Benefits | Challenges |
---|---|
Reduces need for large labeled datasets | High risk of overfitting to the small support set |
Lowers data acquisition and labeling costs | Sensitivity to the choice of few support examples |
Enables rapid adaptation to new tasks/classes | Domain shift between training/meta-training and new tasks |
Facilitates personalization | Complexity of meta-learning algorithms |
Moves AI closer to human-like learning | Robust evaluation requires specialized protocols (episodic evaluation) |
Table 4: Summary of the primary benefits and challenges associated with Few-Shot Learning.
Few-Shot Learning addresses a critical limitation of traditional data-hungry machine learning methods.
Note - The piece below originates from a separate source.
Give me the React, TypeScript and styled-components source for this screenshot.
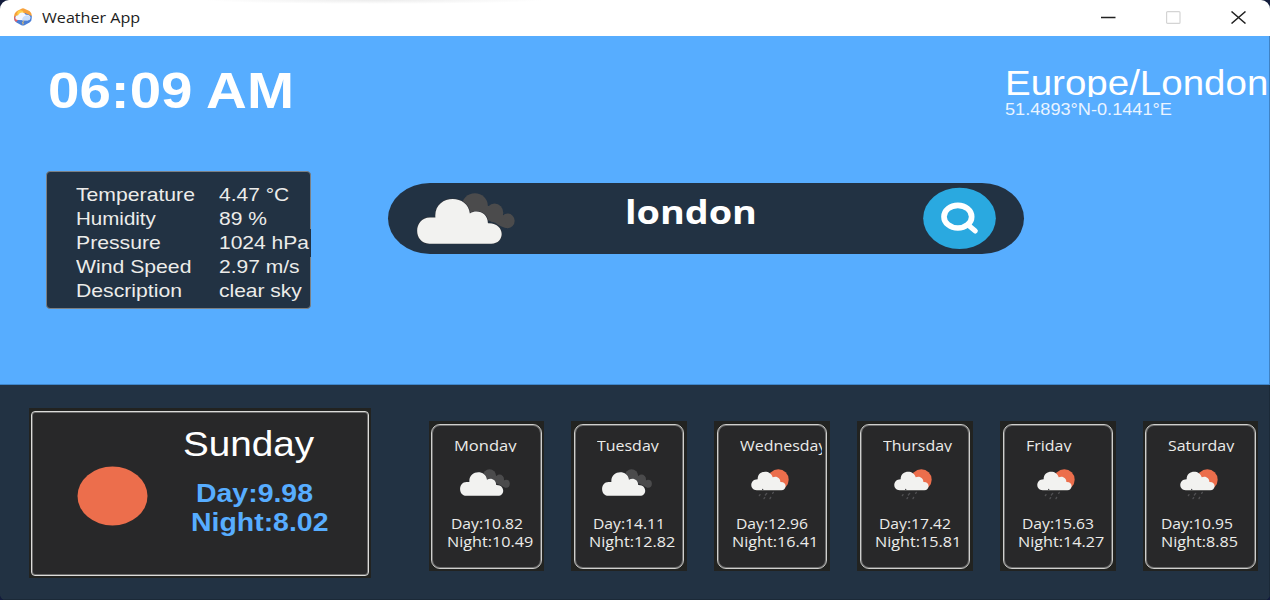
import React from "react";
import styled, { createGlobalStyle } from "styled-components";

const SKY = "#57adff";
const NAVY = "#223243";
const CARD = "#282829";
const SANS = '"Liberation Sans", Arial, sans-serif';
const UI = '"Open Sans", "Noto Sans", sans-serif';

const GlobalStyle = createGlobalStyle`
  * { box-sizing: border-box; }
  html, body { margin: 0; padding: 0; background: #131c3c; }
  body { width: 1270px; height: 600px; overflow: hidden; }
  svg { display: block; flex: none; }
`;

/* Wide lettering: every label is stretched horizontally from its left edge. */
const Text = styled.div<{
  $size: number;
  $line: number;
  $stretch: number;
  $ui?: boolean;
  $bold?: boolean;
  $color?: string;
  $indent?: number;
}>`
  width: max-content;
  margin-left: ${(p) => p.$indent ?? 0}px;
  font-family: ${(p) => (p.$ui ? UI : SANS)};
  font-size: ${(p) => p.$size}px;
  font-weight: ${(p) => (p.$bold ? 700 : 400)};
  line-height: ${(p) => p.$line}px;
  color: ${(p) => p.$color ?? "#fff"};
  white-space: pre;
  transform: scaleX(${(p) => p.$stretch});
  transform-origin: 0 50%;
`;

const Window = styled.div`
  display: flex;
  flex-direction: column;
  width: 1270px;
  height: 600px;
  border-radius: 9px 9px 6px 6px;
  overflow: hidden;
  background: ${NAVY};
`;

const TitleBar = styled.header`
  display: flex;
  align-items: center;
  height: 36px;
  padding: 0 24px 2px 13px;
  background: radial-gradient(ellipse 170px 4px at 375px 0, #ececec, #fff);
`;

const TitleText = styled.div`
  flex: 1;
  padding: 1px 0 0 8.5px;
`;

const Controls = styled.div`
  display: flex;
  gap: 50px;
`;

const Main = styled.main`
  height: 349px;
  padding: 32px 0 0 46px;
  background: ${SKY};
  border-right: 1px solid #3f82c4;
  border-bottom: 1px solid #3f86cb;
`;

const TopRow = styled.div`
  display: flex;
  justify-content: space-between;
  height: 103px;
`;

const Clock = styled.div`
  padding: 1px 0 0 1.5px;
`;

const Place = styled.div`
  width: 264.5px;
`;

const PlaceName = styled.div`
  height: 28.5px;
  overflow: hidden;
`;

const MiddleRow = styled.div`
  display: flex;
  align-items: flex-start;
`;

const Details = styled.dl`
  display: grid;
  grid-template-columns: 143px 1fr;
  grid-auto-rows: 24px;
  width: 265px;
  height: 138px;
  margin: 0 77px 0 0;
  padding: 10px 0 0 28.5px;
  background: ${NAVY};
  border: 1px solid #7b8084;
  border-radius: 4px;
`;

const Value = styled.dd<{ $wide: boolean }>`
  margin: ${(p) => (p.$wide ? "-1px -1px 0 0" : "0")};
  padding-top: ${(p) => (p.$wide ? 1 : 0)}px;
  height: ${(p) => (p.$wide ? 28 : 24)}px;
  background: ${(p) => (p.$wide ? NAVY : "transparent")};
`;

const SearchBar = styled.div`
  display: flex;
  align-items: center;
  width: 636px;
  height: 71px;
  margin-top: 11.5px;
  padding: 0 28.5px 0 29px;
  background: ${NAVY};
  border-radius: 42px / 35.5px;
`;

const Query = styled.div`
  flex: 1;
  height: 61px;
  padding-left: 110px;
`;

const Forecast = styled.section`
  display: flex;
  align-items: flex-start;
  height: 215px;
  padding: 23px 0 0 28.5px;
  background: ${NAVY};
  border-right: 1px solid #1b2937;
  border-bottom: 1px solid #1b2937;
`;

const Frame = styled.div<{ $w: number; $h: number }>`
  flex: none;
  width: ${(p) => p.$w}px;
  height: ${(p) => p.$h}px;
  padding: 2.5px;
  background: #222321;
`;

const Today = styled.article`
  display: flex;
  height: 100%;
  padding: 13px 0 0 44.5px;
  background: ${CARD};
  border: 1px solid #dcdcda;
  border-radius: 4px;
  box-shadow: inset 0 0 0 1px #6c6c6c;
`;

const SunSlot = styled.div`
  width: 106.5px;
  padding-top: 41px;
`;

const Temperatures = styled.div`
  padding-top: 16px;
`;

const Days = styled.div`
  display: flex;
  gap: 27.4px;
  margin: 13px 0 0 57.5px;
`;

const DayCard = styled.article`
  height: 100%;
  padding-top: 10px;
  background: ${CARD};
  border: 1px solid #cfcfcd;
  border-radius: 9px;
  box-shadow: inset 0 0 0 1px #6c6c6c;
`;

const DayName = styled.div<{ $tall: boolean }>`
  width: 82px;
  height: ${(p) => (p.$tall ? 21 : 17)}px;
  margin: 0 0 ${(p) => (p.$tall ? 13 : 17)}px 22px;
  overflow: hidden;
`;

const IconSlot = styled.div<{ $left: number }>`
  height: 46px;
  padding-left: ${(p) => p.$left}px;
`;

function AppIcon() {
  return (
    <svg width="20" height="18" viewBox="0 0 20 18" preserveAspectRatio="none">
      <path d="M1 9 Q1 5 4 3 L8 1 Q10 -0.3 12 1 L16.5 3 Q19 5 18.8 8 L10 9Z" fill="#f7a13b" />
      <path d="M1 9 Q1 13 3.5 14.5 L8 17 Q10 18 12 17 L16.5 14.5 Q19 13 18.8 8 L12 5Z" fill="#4a7fd6" />
      <path d="M1 8 Q0.8 12 3 14 L5 12Z" fill="#ea5f60" />
      <circle cx="7.5" cy="5.5" r="3.2" fill="#ffd04a" />
      <path d="M5 12 Q2.2 11.8 2.4 9.2 Q2.8 7.2 5.2 7.3 Q6.2 4.3 9.4 4.4 Q11.8 4.6 12.8 6.8 Q17 6.4 17.4 9.4 Q17.4 12 14.8 12.2Z" fill="#f3f7ff" />
      <path d="M9 12.4 Q9.3 8 13.5 7.2 Q17.3 7.3 17.2 10 Q16.8 12.2 14.8 12.4Z" fill="#c9defa" />
      <path d="M10.8 12.5 L9.4 15 H10.4 L9.8 16.500" stroke="#ffc85a" strokeWidth="0.8" fill="none" />
    </svg>
  );
}

function Clouds({ width, height }: { width: number; height: number }) {
  return (
    <svg width={width} height={height} viewBox="111 66 293 152" preserveAspectRatio="none">
      <g fill="#4b4b4c">
        <ellipse cx="284" cy="105" rx="39" ry="38" />
        <ellipse cx="343" cy="125" rx="26" ry="28" />
        <ellipse cx="382" cy="149" rx="21" ry="22" />
        <path d="M250 105H343L368 130L382 171Q360 168 345 155L270 130Z" />
      </g>
      <path
        d="M148 217C99 217 99 139 150 139H166C160 69 264 66 269 127C292 113 323 126 323 156C376 154 376 217 333 217Z"
        fill="#f2f2f0"
        stroke="#2f3238"
        strokeWidth="3"
        paintOrder="stroke"
      />
    </svg>
  );
}

function SunRain() {
  return (
    <svg width="38" height="31" viewBox="154 173 114 93" preserveAspectRatio="none">
      <circle cx="236" cy="205" r="31" fill="#ec6e4c" />
      <path
        d="M171 237C149 237 149 204 174 204C173 175 214 174 219 198C232 192 243 202 242 212C264 211 261 237 245 237Z"
        fill="#f2f2f0"
      />
      <g stroke="#505052" strokeWidth="4" strokeLinecap="round">
        <path d="M181 250L179 253M201 246L197 251M195 259L193 262M213 258L211 262M221 243L219 246M189 234V235" />
      </g>
    </svg>
  );
}

function SearchButton() {
  return (
    <svg width="73" height="62" viewBox="0 0 219 186" preserveAspectRatio="none">
      <ellipse cx="109.500" cy="94" rx="109" ry="92" fill="#2aa9e0" />
      <ellipse cx="104.500" cy="89" rx="41.500" ry="34" fill="none" stroke="#fff" strokeWidth="17" />
      <path d="M139 117L157 132" stroke="#fff" strokeWidth="15" strokeLinecap="round" />
    </svg>
  );
}

const details = [
  ["Temperature", "4.47 °C"],
  ["Humidity", "89 %"],
  ["Pressure", "1024 hPa"],
  ["Wind Speed", "2.97 m/s"],
  ["Description", "clear sky"],
];

const week = [
  { name: "Monday", day: "10.82", night: "10.49", rain: false },
  { name: "Tuesday", day: "14.11", night: "12.82", rain: false },
  { name: "Wednesday", day: "12.96", night: "16.41", rain: true },
  { name: "Thursday", day: "17.42", night: "15.81", rain: true },
  { name: "Friday", day: "15.63", night: "14.27", rain: true },
  { name: "Saturday", day: "10.95", night: "8.85", rain: true },
];

export default function App() {
  return (
    <>
      <GlobalStyle />
      <Window>
        <TitleBar>
          <AppIcon />
          <TitleText>
            <Text $ui $size={14} $line={20} $stretch={1.15} $color="#1c1c1c">Weather App</Text>
          </TitleText>
          <Controls>
            <svg width="15" height="13" viewBox="0 0 15 13"><path d="M0 6.500H14.500" stroke="#222" strokeWidth="1.400" /></svg>
            <svg width="15" height="13" viewBox="0 0 15 13"><rect x="0.600" y="0.600" width="13.400" height="11.800" rx="1" fill="none" stroke="#d4d4d4" strokeWidth="1.200" /></svg>
            <svg width="15" height="13" viewBox="0 0 15 13"><path d="M0.500 0.500L14.500 12.500M14.500 0.500L0.500 12.500" stroke="#222" strokeWidth="1.500" /></svg>
          </Controls>
        </TitleBar>

        <Main>
          <TopRow>
            <Clock>
              <Text $bold $size={50} $line={45} $stretch={1.13}>06:09 AM</Text>
            </Clock>
            <Place>
              <PlaceName>
                <Text $size={35} $line={30} $stretch={1.1}>Europe/London</Text>
              </PlaceName>
              <Text $size={16.5} $line={25} $stretch={1.1} $color="#eaf4ff">51.4893°N-0.1441°E</Text>
            </Place>
          </TopRow>
          <MiddleRow>
            <Details>
              {details.map(([label, value]) => (
                <React.Fragment key={label}>
                  <dt><Text $size={19} $line={26} $stretch={label === "Humidity" ? 1.08 : 1.115} $color="#ececea">{label}</Text></dt>
                  <Value $wide={label === "Pressure"}>
                    <Text $size={19} $line={26} $stretch={1.105} $color="#ececea">{value}</Text>
                  </Value>
                </React.Fragment>
              ))}
            </Details>
            <SearchBar>
              <Clouds width={98} height={51} />
              <Query>
                <Text $ui $bold $size={31.5} $line={48} $stretch={1.2}>london</Text>
              </Query>
              <SearchButton />
            </SearchBar>
          </MiddleRow>
        </Main>

        <Forecast>
          <Frame $w={342.5} $h={170}>
            <Today>
              <SunSlot>
                <svg width="71" height="60" viewBox="0 0 71 60"><ellipse cx="35.500" cy="30" rx="35" ry="29.500" fill="#ec6e4c" /></svg>
              </SunSlot>
              <div>
                <Text $size={35} $line={38} $stretch={1.105}>Sunday</Text>
                <Temperatures>
                  <Text $bold $size={25.5} $line={29} $stretch={1.115} $color={SKY} $indent={13}>Day:9.98</Text>
                  <Text $bold $size={25.5} $line={29} $stretch={1.115} $color={SKY} $indent={8}>Night:8.02</Text>
                </Temperatures>
              </div>
            </Today>
          </Frame>
          <Days>
            {week.map((d) => (
              <Frame key={d.name} $w={115.5} $h={150}>
                <DayCard>
                  <DayName $tall={d.name === "Wednesday"}>
                    <Text $ui $size={14.5} $line={21} $stretch={d.name === "Monday" ? 1.14 : 1.1} $color="#ececea">{d.name}</Text>
                  </DayName>
                  <IconSlot $left={d.rain ? 33.5 : 27.5}>
                    {d.rain ? <SunRain /> : <Clouds width={50} height={27} />}
                  </IconSlot>
                  <Text $ui $size={14.5} $line={18} $stretch={1.08} $color="#ececea" $indent={d.name === "Saturday" ? 14.5 : 18.5}>{`Day:${d.day}`}</Text>
                  <Text $ui $size={14.5} $line={18} $stretch={1.115} $color="#ececea" $indent={14.5}>{`Night:${d.night}`}</Text>
                </DayCard>
              </Frame>
            ))}
          </Days>
        </Forecast>
      </Window>
    </>
  );
}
By enabling models to generalize from extremely limited data, FSL opens up possibilities for AI applications in domains previously hindered by data scarcity. Strategies based on transfer learning, metric learning, and meta-learning have shown significant promise in allowing models to adapt quickly and efficiently.
While challenges like overfitting, domain shift, and evaluation complexity remain active areas of research, FSL represents a vital step towards creating more flexible, adaptive, and ultimately more human-like artificial intelligence. As these techniques continue to mature, we can expect AI to become increasingly adept at learning new concepts rapidly, mirroring our own ability to learn effectively from just a few examples.